The Labrador Effect

When your home is thousands of miles from home.

[by John Gierach]

I’d flown 2,500 miles across four time zones, leaving Crossroads Lake in Labrador in a 60-year-old de Havilland Beaver floatplane and arriving in Denver 36 hours later in a considerably newer A319 Airbus, all on three fitful hours of what you could charitably call sleep. On the drive home from the airport I was bone tired, punch drunk with culture shock, and beginning to wonder if I was getting too old for this, but the next morning, after 10 hours’ sleep and plenty of coffee, I began to think maybe not.

So I got together a pile of dirty clothes that smelled of sweat, fish, and bug dope and asked Susan if she had anything for the wash. She said yes, but she didn’t want her girly stuff in with that mess. At the end of every trip there’s a precise moment when the spell is broken, and that was it.

This had been my ninth fishing trip to Labrador and my sixth in a row to Three Rivers Lodge in the last 13 years. I understand what sustains a habitual trip—it’s a slippery emotion that falls somewhere between affection and self-interest—but it’s less clear what engenders one in the first place. It always starts with good fishing in the simplest terms, but then the more granular details that comprise familiarity—how to gather and brew Labrador tea, or that white-crowned sparrows throw their heads back when they sing like Robert Goulet—begin to accumulate into something like homesickness. Why this happens in one place and not another is anyone’s guess.

On the Elk River drainage in British Columbia, where I went repeatedly for almost 20 years, it had something to do with the native west slope cutthroats, the big bull trout that would now and then eat a 15-inch cutt right off your leader, and a skilled but maniacal guide known as “Speed Bump.” I’ve heard that this guy has since married and settled down, but at the time he conducted the kind of love life that would have killed a weaker man, or so he claimed.

That trip finally soured with the advent of crowds and reams of expensive new special permits that turned fishing a wild river system into something that resembled filling out your tax return.

On the Valentine Wildlife Refuge in Nebraska, it was the workmanlike largemouth bass, the 270 species of birds that migrated through every year, and the ramshackle fish camp that had been run by the Ballard family as a sidelight to their hog farm since the 1950s. Even after 10 years we were still newcomers compared to those who’d first fished the place as children and were now fishing with their children, and in some cases their grandchildren.

That one went south when the Oglala Aquifer that fed the lakes began to dry up from the effects of too many irrigation wells. The last time we fished Rice Lake it had shrunk to the size of a large puddle, and the flooded timber where the bass used to hide was now behind us on dry land. And then the state decided to cancel the Ballard’s lease, bulldoze the old cabins because they weren’t up to code, and replace them with a slick new campground and RV park. The fishery was dehydrating and the fish camp was being gentrified. It was time to move on.

Nothing lasts forever, and after a while you start waiting for the other shoe to drop.
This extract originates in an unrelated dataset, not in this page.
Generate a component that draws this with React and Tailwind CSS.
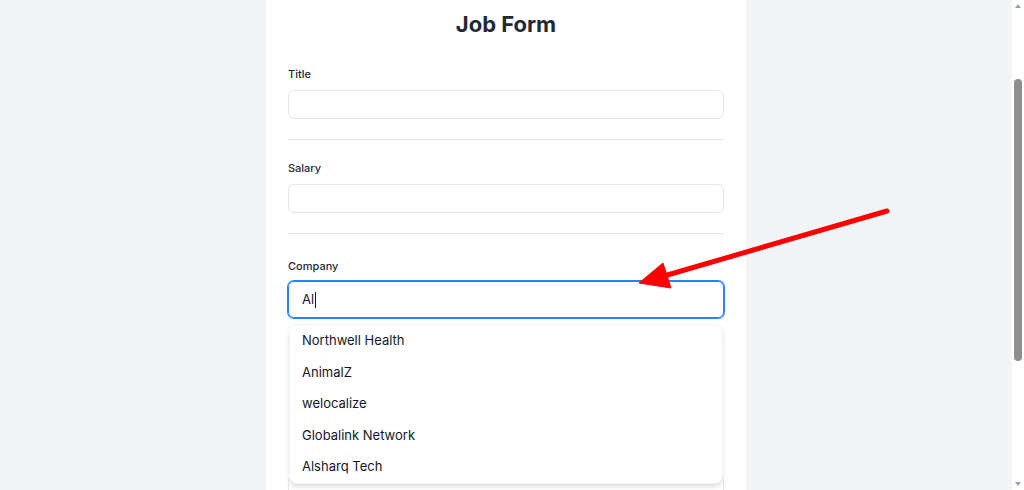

When you find a place that seems unspoiled, it’s easy to see yourself as the lone wolf running ahead of the pack into new territory, although in darker moments you suspect that you’re simply in the first wave of fun hogs that will eventually use the place up unless mining, logging, pollution, or climate change do the job first. The days when you could think of the natural world as immutable may well be coming to an end, and regular fishing trips are now like blue jeans: Just when they start to get nice and comfortable, the knees blow out. The only alternative to living with regret is to go looking for new water.